From her classic, Reinventing Womanhood (1979):

 “Men have monopolized human experience, leaving women unable to imagine themselves as both ambitious and female. If I imagine myself (woman has always asked) whole, active, a self, will I not cease, in some profound way, to be a woman? The answer must be: imagine, and the old idea of womanhood be damned. . . . Let us imagine ourselves as selves, as at once striving and female. Womanhood can be what we say it is, not what they have always told us it was” (34).

Heilbrun was a recipient of numerous awards. She also wrote mystery novels under a pseudonym, Amanda Cross. She was the first woman to receive tenure in the English department of Columbia University. One of her later works was a biography of Gloria Steinem, The Education of a Woman: The Life of Gloria Steinem (1995).

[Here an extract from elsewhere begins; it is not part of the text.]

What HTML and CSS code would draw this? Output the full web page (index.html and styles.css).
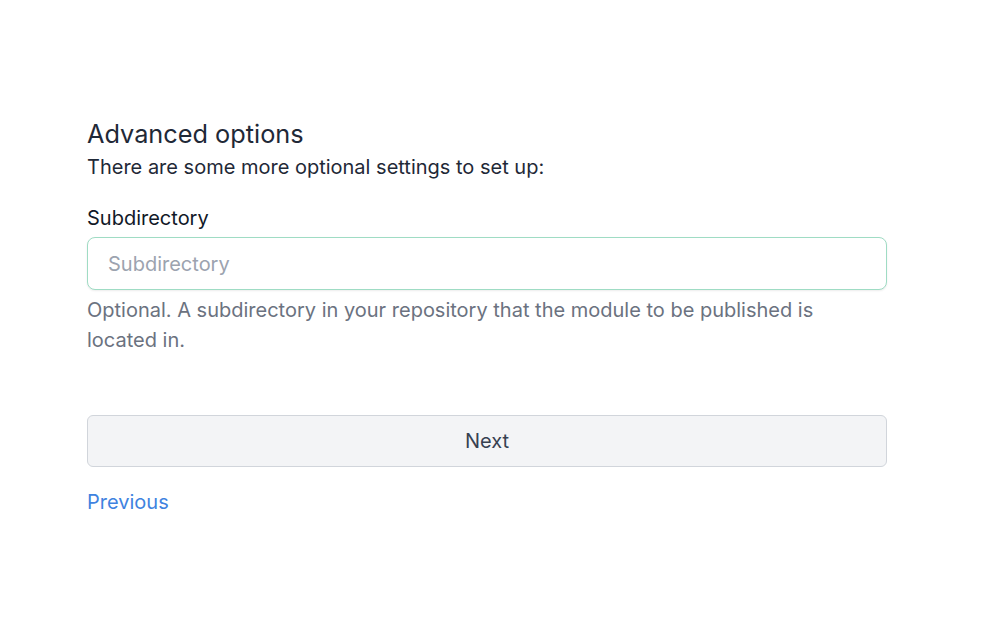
FILE: index.html
```html
<!DOCTYPE html>
<html lang="en">
<head>
<meta charset="utf-8">
<link rel="stylesheet" href="styles.css">
</head>
<body>
<main class="page">
  <h1 class="title">Advanced options</h1>
  <p class="subtitle">There are some more optional settings to set up:</p>
  <div class="field">
    <label class="label" for="subdir">Subdirectory</label>
    <input class="input" id="subdir" type="text" placeholder="Subdirectory">
    <p class="help">Optional. A subdirectory in your repository that the module to be published is located in.</p>
  </div>
  <button class="btn" type="button">Next</button>
  <a class="link" href="#">Previous</a>
</main>
</body>
</html>
```
FILE: styles.css
```css
html, body {
  margin: 0;
  padding: 0;
  background: #ffffff;
}
body {
  font-family: Inter, "Noto Sans", sans-serif;
  color: #1f2937;
}
.page {
  width: 800px;
  margin-left: 87px;
  padding-top: 118px;
  display: flex;
  flex-direction: column;
}
.title {
  margin: 0;
  font-size: 25.3px;
  line-height: 32px;
  font-weight: 400;
  color: #1f2937;
}
.subtitle {
  margin: 3px 0 0;
  font-size: 20px;
  line-height: 28px;
  color: #1f2937;
}
.field {
  margin-top: 23px;
  display: flex;
  flex-direction: column;
}
.label {
  font-size: 20px;
  line-height: 28px;
  color: #111827;
}
.input {
  margin-top: 5px;
  box-sizing: border-box;
  height: 53px;
  width: 100%;
  padding: 0 20px;
  border: 1px solid #9fdcc4;
  border-radius: 8px;
  box-shadow: 0 1px 2px rgba(0,0,0,0.08);
  font-family: inherit;
  font-size: 20px;
  color: #111827;
  outline: none;
}
.input::placeholder {
  color: #9ca3af;
}
.help {
  margin: 5px 0 0;
  font-size: 20px;
  line-height: 30px;
  color: #6b7280;
}
.btn {
  margin-top: 60px;
  box-sizing: border-box;
  height: 52px;
  width: 100%;
  background: #f3f4f6;
  border: 1px solid #d1d5db;
  border-radius: 6px;
  font-family: inherit;
  font-size: 20px;
  color: #374151;
  cursor: pointer;
}
.link {
  margin-top: 21px;
  align-self: flex-start;
  font-size: 20px;
  line-height: 28px;
  color: #3f83e0;
  text-decoration: none;
}
```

I was unaware until recently that Heilbrun took her own life at age 77 when she decided she’d had enough. She was determined to own the narrative of her life and that she did in living and in death.

“We women have lived too much with closure: ”If he notices me, if I marry him, if I get into college, if I get this work accepted, if I get that job”—there always seems to loom the possibility of something being over, settled, sweeping clear the way for contentment. This is the delusion of the passive life. When the hope for closure is abandoned, when there is an end to fantasy, adventure for women will begin”(WWL 131).

Carolyn G. Heilbrun is a #NastyWomanWriter.

©Theresa C. Dintino 2018

*The angel in the house is a reference to Virginia Woolf who spoke about an having an angel in the house who whispered in her ear, “don’t write such unladylike things” when she expressed her anger or true feelings on the page.

Works Cited

Heilbrun, Carolyn G., Hamlet’s Mother and Other Women, New York: Ballantine Books, N.Y. 1990.

Heilbrun, Carolyn G., Reinventing Womanhood, New York, W.W. Norton, 1979.

Heilbrun, Carolyn G., Writing a Woman’s Life, New York: Ballantine Books, 1988.